=== Directions for this task ===
Give the listing again character for character, but drop the images.
--- begin Data ---
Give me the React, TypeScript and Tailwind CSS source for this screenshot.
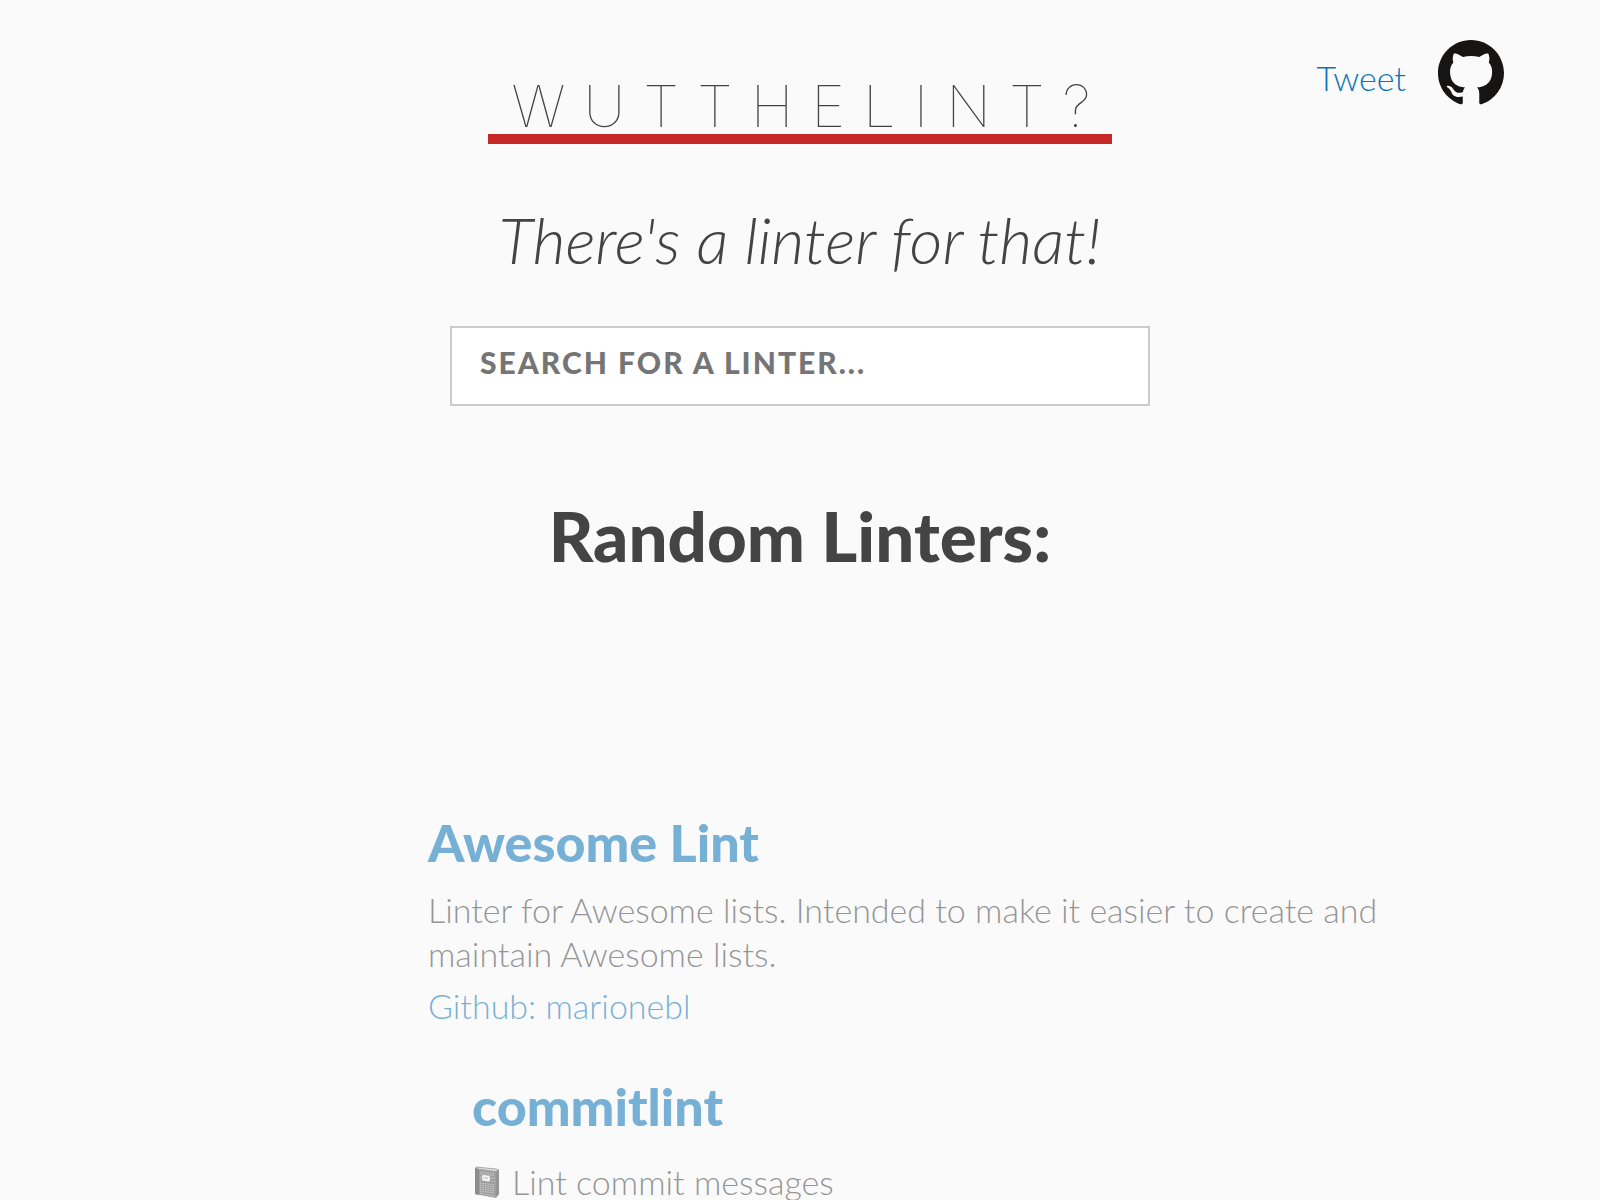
import { useState } from "react";

type Linter = { name: string; description: string; author?: string; book?: boolean };

const linters: Linter[] = [
  {
    name: "Awesome Lint",
    description:
      "Linter for Awesome lists. Intended to make it easier to create and maintain Awesome lists.",
    author: "marionebl",
  },
  { name: "commitlint", description: "Lint commit messages", book: true },
];

function GithubMark() {
  return (
    <svg viewBox="0 0 16 16" className="size-16.5 fill-[#161514]" aria-hidden="true">
      <path d="M8 0C3.58 0 0 3.58 0 8c0 3.54 2.29 6.53 5.47 7.59.4.07.55-.17.55-.38 0-.19-.01-.82-.01-1.49-2.01.37-2.53-.49-2.69-.94-.09-.23-.48-.94-.82-1.13-.28-.15-.68-.52-.01-.53.63-.01 1.08.58 1.23.82.72 1.21 1.87.87 2.33.66.07-.52.28-.87.51-1.07-1.78-.2-3.64-.89-3.64-3.95 0-.87.31-1.59.82-2.15-.08-.2-.36-1.02.08-2.12 0 0 .67-.21 2.2.82.64-.18 1.32-.27 2-.27s1.36.09 2 .27c1.53-1.04 2.2-.82 2.2-.82.44 1.1.16 1.92.08 2.12.51.56.82 1.27.82 2.15 0 3.07-1.87 3.75-3.65 3.95.29.25.54.73.54 1.48 0 1.07-.01 1.93-.01 2.2 0 .21.15.46.55.38A8.01 8.01 0 0 0 16 8c0-4.42-3.58-8-8-8Z" />
    </svg>
  );
}

function Notebook() {
  return (
    <svg viewBox="0 0 26 32" className="mr-3 ml-0.5 inline-block h-8 w-6.5 align-[-3px]" aria-hidden="true">
      <path d="M2 1 22 3v2l3-1v24l-3 4L1 28V2Z" fill="#777" />
      <path d="M2 1 22 3l3 1-3 1.500L3 3Z" fill="#ccc" stroke="#555" strokeWidth=".8" />
      <path d="M1 2l4 1v26l-4-1Z" fill="#333" />
      <path d="M22 5.500l3-1.500v24l-3 3.500Z" fill="#444" />
      <path d="M5 3.500 22 5.500v26L5 28.500Z" fill="#555" />
      <path
        d="M6 6l15 2M6 8l15 2M6 17l15 2M6 19l15 2M6 21l15 2M6 23l15 2M6 25l15 2M6 27l15 3M6 11l2 .3M6 14l2 .3M17 12l4 .5M17 15l4 .5"
        stroke="#aaa"
        strokeDasharray="1.500 1"
      />
      <path d="M8 10.500q0-1.500 1.500-1.500l5 .8q1.500.3 1.500 2v2q0 1.800-1.500 1.600l-5-.7q-1.500-.2-1.500-2Z" fill="#f2f2f2" />
      <path d="M9.500 11.500l4.500 1" stroke="#888" />
    </svg>
  );
}

function LinterCard({ linter, shifted }: { linter: Linter; shifted: boolean }) {
  return (
    <li className={shifted ? "ml-11 opacity-55" : "opacity-55"}>
      <h3 className="text-[52px]/[60px] font-black">
        <a href="#" className="text-[#0b74b8]">{linter.name}</a>
      </h3>
      <p className={linter.book ? "mt-6 text-[34px]/[44px]" : "mt-4 text-[34px]/[44px]"}>
        {linter.book && <Notebook />}
        {linter.description}
      </p>
      {linter.author && (
        <a href="#" className="mt-2 block text-[34px]/[44px] text-[#0b74b8]">
          Github: {linter.author}
        </a>
      )}
    </li>
  );
}

export default function App() {
  const [query, setQuery] = useState("");
  return (
    <div className="relative h-screen overflow-hidden bg-[#fafafa] font-['Lato','Open_Sans',sans-serif] font-light text-[#444]">
      <nav className="absolute top-10 right-24 flex items-start gap-8">
        <a href="#" className="pt-4 text-[34px]/[44px] text-[#0b74b8]">Tweet</a>
        <a href="#" aria-label="GitHub repository"><GithubMark /></a>
      </nav>
      <header className="flex flex-col items-center pt-19.5">
        <h1 className="border-b-10 border-[#c62828] pr-1 pl-6 font-['Inter',sans-serif] text-[58px]/[56px] font-thin tracking-[18px] text-[#444]">
          WUTTHELINT?
        </h1>
        <p className="mt-14 text-[64px]/[80px] italic">There's a linter for that!</p>
        <input
          type="text"
          aria-label="Search for a linter"
          value={query}
          onChange={(e) => setQuery(e.target.value)}
          placeholder="SEARCH FOR A LINTER..."
          className="mt-11.5 h-20 w-[700px] border-2 border-[#ccc] bg-white px-7 pb-2 text-[30px] font-black tracking-[2px] outline-none placeholder:text-[#757575]"
        />
      </header>
      <main>
        <h2 className="mt-22.5 text-center text-[69px]/[80px] font-black">Random Linters:</h2>
        <ul className="mt-59 mr-[12%] ml-[26.75%] flex flex-col gap-12">
          {linters.map((linter, i) => (
            <LinterCard key={linter.name} linter={linter} shifted={i > 0} />
          ))}
        </ul>
      </main>
    </div>
  );
}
--- end Data ---
=== Final result ===
Give me the React, TypeScript and Tailwind CSS source for this screenshot.
import { useState } from "react";

type Linter = { name: string; description: string; author?: string; book?: boolean };

const linters: Linter[] = [
  {
    name: "Awesome Lint",
    description:
      "Linter for Awesome lists. Intended to make it easier to create and maintain Awesome lists.",
    author: "marionebl",
  },
  { name: "commitlint", description: "Lint commit messages", book: true },
];

function GithubMark() {
  return (
    <svg viewBox="0 0 16 16" className="size-16.5 fill-[#161514]" aria-hidden="true">
      <path d="M8 0C3.58 0 0 3.58 0 8c0 3.54 2.29 6.53 5.47 7.59.4.07.55-.17.55-.38 0-.19-.01-.82-.01-1.49-2.01.37-2.53-.49-2.69-.94-.09-.23-.48-.94-.82-1.13-.28-.15-.68-.52-.01-.53.63-.01 1.08.58 1.23.82.72 1.21 1.87.87 2.33.66.07-.52.28-.87.51-1.07-1.78-.2-3.64-.89-3.64-3.95 0-.87.31-1.59.82-2.15-.08-.2-.36-1.02.08-2.12 0 0 .67-.21 2.2.82.64-.18 1.32-.27 2-.27s1.36.09 2 .27c1.53-1.04 2.2-.82 2.2-.82.44 1.1.16 1.92.08 2.12.51.56.82 1.27.82 2.15 0 3.07-1.87 3.75-3.65 3.95.29.25.54.73.54 1.48 0 1.07-.01 1.93-.01 2.2 0 .21.15.46.55.38A8.01 8.01 0 0 0 16 8c0-4.42-3.58-8-8-8Z" />
    </svg>
  );
}

function Notebook() {
  return (
    <svg viewBox="0 0 26 32" className="mr-3 ml-0.5 inline-block h-8 w-6.5 align-[-3px]" aria-hidden="true">
      <path d="M2 1 22 3v2l3-1v24l-3 4L1 28V2Z" fill="#777" />
      <path d="M2 1 22 3l3 1-3 1.500L3 3Z" fill="#ccc" stroke="#555" strokeWidth=".8" />
      <path d="M1 2l4 1v26l-4-1Z" fill="#333" />
      <path d="M22 5.500l3-1.500v24l-3 3.500Z" fill="#444" />
      <path d="M5 3.500 22 5.500v26L5 28.500Z" fill="#555" />
      <path
        d="M6 6l15 2M6 8l15 2M6 17l15 2M6 19l15 2M6 21l15 2M6 23l15 2M6 25l15 2M6 27l15 3M6 11l2 .3M6 14l2 .3M17 12l4 .5M17 15l4 .5"
        stroke="#aaa"
        strokeDasharray="1.500 1"
      />
      <path d="M8 10.500q0-1.500 1.500-1.500l5 .8q1.500.3 1.500 2v2q0 1.800-1.500 1.600l-5-.7q-1.500-.2-1.500-2Z" fill="#f2f2f2" />
      <path d="M9.500 11.500l4.500 1" stroke="#888" />
    </svg>
  );
}

function LinterCard({ linter, shifted }: { linter: Linter; shifted: boolean }) {
  return (
    <li className={shifted ? "ml-11 opacity-55" : "opacity-55"}>
      <h3 className="text-[52px]/[60px] font-black">
        <a href="#" className="text-[#0b74b8]">{linter.name}</a>
      </h3>
      <p className={linter.book ? "mt-6 text-[34px]/[44px]" : "mt-4 text-[34px]/[44px]"}>
        {linter.book && <Notebook />}
        {linter.description}
      </p>
      {linter.author && (
        <a href="#" className="mt-2 block text-[34px]/[44px] text-[#0b74b8]">
          Github: {linter.author}
        </a>
      )}
    </li>
  );
}

export default function App() {
  const [query, setQuery] = useState("");
  return (
    <div className="relative h-screen overflow-hidden bg-[#fafafa] font-['Lato','Open_Sans',sans-serif] font-light text-[#444]">
      <nav className="absolute top-10 right-24 flex items-start gap-8">
        <a href="#" className="pt-4 text-[34px]/[44px] text-[#0b74b8]">Tweet</a>
        <a href="#" aria-label="GitHub repository"><GithubMark /></a>
      </nav>
      <header className="flex flex-col items-center pt-19.5">
        <h1 className="border-b-10 border-[#c62828] pr-1 pl-6 font-['Inter',sans-serif] text-[58px]/[56px] font-thin tracking-[18px] text-[#444]">
          WUTTHELINT?
        </h1>
        <p className="mt-14 text-[64px]/[80px] italic">There's a linter for that!</p>
        <input
          type="text"
          aria-label="Search for a linter"
          value={query}
          onChange={(e) => setQuery(e.target.value)}
          placeholder="SEARCH FOR A LINTER..."
          className="mt-11.5 h-20 w-[700px] border-2 border-[#ccc] bg-white px-7 pb-2 text-[30px] font-black tracking-[2px] outline-none placeholder:text-[#757575]"
        />
      </header>
      <main>
        <h2 className="mt-22.5 text-center text-[69px]/[80px] font-black">Random Linters:</h2>
        <ul className="mt-59 mr-[12%] ml-[26.75%] flex flex-col gap-12">
          {linters.map((linter, i) => (
            <LinterCard key={linter.name} linter={linter} shifted={i > 0} />
          ))}
        </ul>
      </main>
    </div>
  );
}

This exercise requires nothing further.